Quale rapporto ha un Papa con l’errore?
«È forte, perché quanto più una persona ha potere (tanto più) corre il pericolo di non capire le scivolate che fa. È importante avere un rapporto autocritico con i propri errori, con le proprie scivolate. Quando una persona si sente sicura di sé stesso perché ha potere, perché sa muoversi nel mondo del lavoro, delle finanze, ha la tentazione di dimenticarsi che un giorno starà mendicando, mendicando giovinezza, mendicando salute, mendicando vita… È un po’ la tentazione dell’onnipotenza. E questa onnipotenza non è bianca. Tutti dobbiamo essere maturi nei nostri rapporti con gli errori che facciamo, perché tutti siamo peccatori».
Abbiamo parlato spesso di come una cosa o l’altra dipende dallo spirito con cui la si fa. Il bianco solitamente si accompagna a delle cose belle, ma c’è anche il rischio di un bianco di facciata, della vernice che usiamo per nascondere l’ipocrisia. Ci può essere questo rischio?
«C’è la persona verniciata, diciamo così, che sa nascondere le proprie debolezze e si presenta in modo artificiale. Quindi abbiamo questo problema di fare finta di … E questa si chiama ipocrisia, le persone ipocrite… tutti abbiamo un pochettino di ipocrisia».
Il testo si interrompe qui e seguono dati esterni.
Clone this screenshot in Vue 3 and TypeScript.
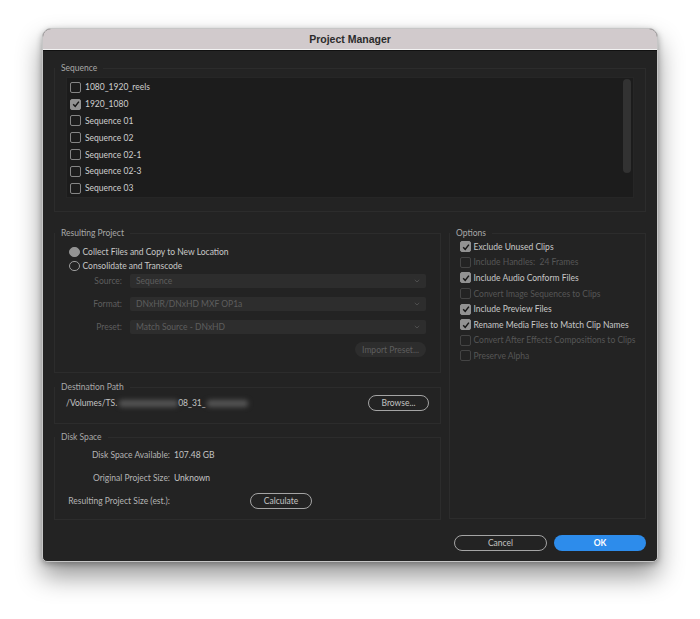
<script setup lang="ts">
interface Opt { label: string; checked: boolean; disabled: boolean }
const sequences = [
  { name: '1080_1920_reels', checked: false },
  { name: '1920_1080', checked: true },
  { name: 'Sequence 01', checked: false },
  { name: 'Sequence 02', checked: false },
  { name: 'Sequence 02-1', checked: false },
  { name: 'Sequence 02-3', checked: false },
  { name: 'Sequence 03', checked: false },
]
const selects = [
  { label: 'Source:', value: 'Sequence' },
  { label: 'Format:', value: 'DNxHR/DNxHD MXF OP1a' },
  { label: 'Preset:', value: 'Match Source - DNxHD' },
]
const options: Opt[] = [
  { label: 'Exclude Unused Clips', checked: true, disabled: false },
  { label: 'Include Handles:  24 Frames', checked: false, disabled: true },
  { label: 'Include Audio Conform Files', checked: true, disabled: false },
  { label: 'Convert Image Sequences to Clips', checked: false, disabled: true },
  { label: 'Include Preview Files', checked: true, disabled: false },
  { label: 'Rename Media Files to Match Clip Names', checked: true, disabled: false },
  { label: 'Convert After Effects Compositions to Clips', checked: false, disabled: true },
  { label: 'Preserve Alpha', checked: false, disabled: true },
]
</script>

<template>
  <div class="page">
    <div class="window">
      <header class="titlebar">Project Manager</header>
      <main class="content">
        <fieldset class="group seq-group">
          <legend>Sequence</legend>
          <div class="list">
            <div class="list-rows">
              <label v-for="s in sequences" :key="s.name" class="seq-row">
                <span class="check" :class="{ on: s.checked }">
                  <svg v-if="s.checked" viewBox="0 0 10 10"><path d="M2.2 5.2 4.2 7.4 7.9 2.6" /></svg>
                </span>
                <span>{{ s.name }}</span>
              </label>
            </div>
            <div class="scroll-thumb"></div>
          </div>
        </fieldset>

        <div class="columns">
          <div class="left">
            <fieldset class="group result-group">
              <legend>Resulting Project</legend>
              <div class="radio-row"><span class="radio on"></span>Collect Files and Copy to New Location</div>
              <div class="radio-row"><span class="radio"></span>Consolidate and Transcode</div>
              <div class="selects">
                <div v-for="s in selects" :key="s.label" class="select-row">
                  <span class="select-label">{{ s.label }}</span>
                  <div class="select">
                    <span>{{ s.value }}</span>
                    <svg viewBox="0 0 8 5"><path d="M1 1 4 3.8 7 1" /></svg>
                  </div>
                </div>
              </div>
              <div class="import-row"><button class="import" disabled>Import Preset...</button></div>
            </fieldset>

            <fieldset class="group dest-group">
              <legend>Destination Path</legend>
              <div class="dest-row">
                <span class="path">/Volumes/TS.</span>
                <span class="smudge s1"></span>
                <span class="path">08_31_</span>
                <span class="smudge s2"></span>
                <button class="btn browse">Browse...</button>
              </div>
            </fieldset>

            <fieldset class="group disk-group">
              <legend>Disk Space</legend>
              <div class="disk-row"><span class="disk-label">Disk Space Available:</span><span>107.48 GB</span></div>
              <div class="disk-row"><span class="disk-label">Original Project Size:</span><span>Unknown</span></div>
              <div class="disk-row"><span class="disk-label">Resulting Project Size (est.):</span><button class="btn calc">Calculate</button></div>
            </fieldset>
          </div>

          <fieldset class="group options-group">
            <legend>Options</legend>
            <div v-for="o in options" :key="o.label" class="opt-row" :class="{ off: o.disabled }">
              <span class="check" :class="{ on: o.checked, dis: o.disabled }">
                <svg v-if="o.checked" viewBox="0 0 10 10"><path d="M2.2 5.2 4.2 7.4 7.9 2.6" /></svg>
              </span>
              <span class="opt-text">{{ o.label }}</span>
            </div>
          </fieldset>
        </div>

        <footer class="footer">
          <button class="btn cancel">Cancel</button>
          <button class="btn ok">OK</button>
        </footer>
      </main>
    </div>
  </div>
</template>

<style>
html, body { margin: 0; background: #fff; }
</style>

<style scoped>
.page {
  width: 700px;
  height: 619px;
  box-sizing: border-box;
  padding: 28px 42px 0;
  background: #fff;
  overflow: hidden;
  font-family: "Lato", "Open Sans", sans-serif;
  font-size: 8.5px;
  color: #c4c4c4;
}
.window {
  width: 616px;
  height: 534px;
  box-sizing: border-box;
  display: flex;
  flex-direction: column;
  border: 1px solid #c6c6c6;
  border-radius: 9px 9px 5px 5px;
  background: #232323;
  overflow: hidden;
  box-shadow: 0 14px 26px rgba(0, 0, 0, .42), 0 2px 6px rgba(0, 0, 0, .3);
}
.titlebar {
  height: 21px;
  flex: none;
  display: flex;
  align-items: center;
  justify-content: center;
  background: #d1cacc;
  border-bottom: 1px solid #f2f2f2;
  box-sizing: border-box;
  font-family: "Liberation Sans", Arial, sans-serif;
  font-weight: 700;
  font-size: 10.5px;
  color: #2b2b2b;
}
.content {
  flex: 1;
  display: flex;
  flex-direction: column;
  padding: 11px 11px 0;
  min-height: 0;
  border-top: 1px solid #111;
}
.group {
  margin: 0;
  min-width: 0;
  border: 1px solid #2c2c2c;
  box-sizing: border-box;
}
.group legend {
  padding: 0 6px;
  font-size: 8.5px;
  line-height: 12px;
  color: #a8a8a8;
}
.seq-group {
  height: 150px;
  padding: 3px 11px 0;
}
.seq-group legend { margin-left: -11px; }
.list {
  display: flex;
  height: 121px;
  box-sizing: border-box;
  background: #1c1c1c;
  border: 1px solid #262626;
  padding: 1px 2px 0 3px;
}
.list-rows {
  flex: 1;
  display: flex;
  flex-direction: column;
}
.seq-row {
  display: flex;
  align-items: center;
  gap: 4px;
  height: 16.8px;
  color: #cfcfcf;
}
.scroll-thumb {
  width: 8px;
  height: 94px;
  border-radius: 4px;
  background: #323232;
}
.check {
  width: 11px;
  height: 11px;
  flex: none;
  box-sizing: border-box;
  border: 1.5px solid #858585;
  border-radius: 2px;
  display: inline-flex;
  align-items: center;
  justify-content: center;
}
.check.on {
  background: #929292;
  border-color: #929292;
}
.check.dis { border-color: #444; }
.check svg { width: 10px; height: 10px; flex: none; }
.check path {
  fill: none;
  stroke: #161616;
  stroke-width: 1.5;
}
.columns {
  display: flex;
  gap: 8px;
  margin-top: 15px;
}
.left {
  width: 387px;
  display: flex;
  flex-direction: column;
}
.result-group {
  height: 146px;
  padding: 6px 14px 0 14px;
}
.result-group legend { margin-left: -14px; }
.radio-row {
  display: flex;
  align-items: center;
  gap: 3px;
  height: 14px;
  color: #c8c8c8;
}
.radio {
  width: 10.5px;
  height: 10.5px;
  box-sizing: border-box;
  border: 1.5px solid #9c9c9c;
  border-radius: 50%;
  flex: none;
}
.radio.on { background: #939393; border-color: #939393; }
.selects {
  display: flex;
  flex-direction: column;
  gap: 9px;
  margin-top: 1px;
}
.select-row {
  display: flex;
  align-items: center;
  height: 14px;
}
.select-label {
  width: 53px;
  text-align: right;
  color: #5e5e5e;
  margin-right: 8px;
  flex: none;
}
.select {
  width: 296px;
  height: 14px;
  box-sizing: border-box;
  background: #2d2d2d;
  border-radius: 2px;
  padding: 0 6px;
  display: flex;
  align-items: center;
  justify-content: space-between;
  color: #5e5e5e;
}
.select svg { width: 6px; height: 4px; }
.select path { fill: none; stroke: #5a5a5a; stroke-width: 1; }
.import-row {
  display: flex;
  justify-content: flex-end;
  margin-top: 8px;
}
.import {
  width: 71px;
  height: 15px;
  padding: 0;
  border: 0;
  border-radius: 8px;
  background: #2d2d2d;
  color: #5e5e5e;
  font: inherit;
}
.dest-group {
  height: 43px;
  margin-top: 8px;
  padding: 2px 11px 0 5px;
}
.dest-group legend { margin-left: -5px; }
.dest-row {
  display: flex;
  align-items: center;
  height: 16px;
  padding-left: 6px;
}
.path { color: #c4c4c4; }
.smudge {
  height: 7px;
  background: #565656;
  border-radius: 3px;
  filter: blur(2.5px);
}
.s1 { width: 59px; margin-left: 2px; }
.s2 { width: 41px; margin-left: 1px; }
.btn {
  height: 16px;
  padding: 0;
  box-sizing: border-box;
  border: 1.5px solid #a4a4a4;
  border-radius: 8px;
  background: transparent;
  color: #c4c4c4;
  font: inherit;
  cursor: default;
}
.browse { width: 61px; margin-left: auto; }
.disk-group {
  height: 89px;
  margin-top: 7px;
  padding: 4px 11px 0 5px;
}
.disk-group legend { margin-left: -5px; }
.disk-row {
  display: flex;
  align-items: center;
  height: 16px;
  margin-bottom: 7px;
}
.disk-label {
  width: 110px;
  margin-right: 4px;
  text-align: right;
  white-space: nowrap;
  flex: none;
  color: #b4b4b4;
}
.calc { width: 62px; margin-left: 76px; }
.options-group {
  width: 197px;
  height: 292px;
  padding: 0 5px 0 10px;
}
.options-group legend { margin-left: -10px; }
.opt-row {
  display: flex;
  align-items: center;
  gap: 2.5px;
  height: 15.6px;
  color: #c8c8c8;
  white-space: pre;
}
.opt-row.off { color: #565656; }
.footer {
  display: flex;
  justify-content: flex-end;
  gap: 7px;
  margin-top: 15px;
}
.cancel { width: 93px; }
.ok {
  width: 92px;
  border: 0;
  background: #2d8ceb;
  color: #fff;
  font-weight: 700;
}
</style>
Anche la società stessa può essere ipocrita, ad esempio facendo le guerre e poi mandando aiuti umanitari…
«Interventi umanitari? Sì alle volte sono umanitari, ma sono per coprire anche un senso di colpa. E non è facile».
Il bianco è anche un colore neutrale. Quando ci sono contrasti tra ideologie diverse, anche tra persone diverse, è un valore la neutralità per lei?
«Tanto. Alla base della nostra vita possiamo parlare della pagina in bianco. Non si dice la pagina nera, la pagina verde, la bandiera gialla… Quando si parla di una pagina da scrivere è una carta bianca. E ognuno deve scrivere lì le proprie decisioni, sul bianco che è la vita. La vita è una carta in bianco e sarà bella se tu riesci a scrivere su quella carta una cosa bella, ma se tu scrivi cose brutte non sarà bella quella pagina».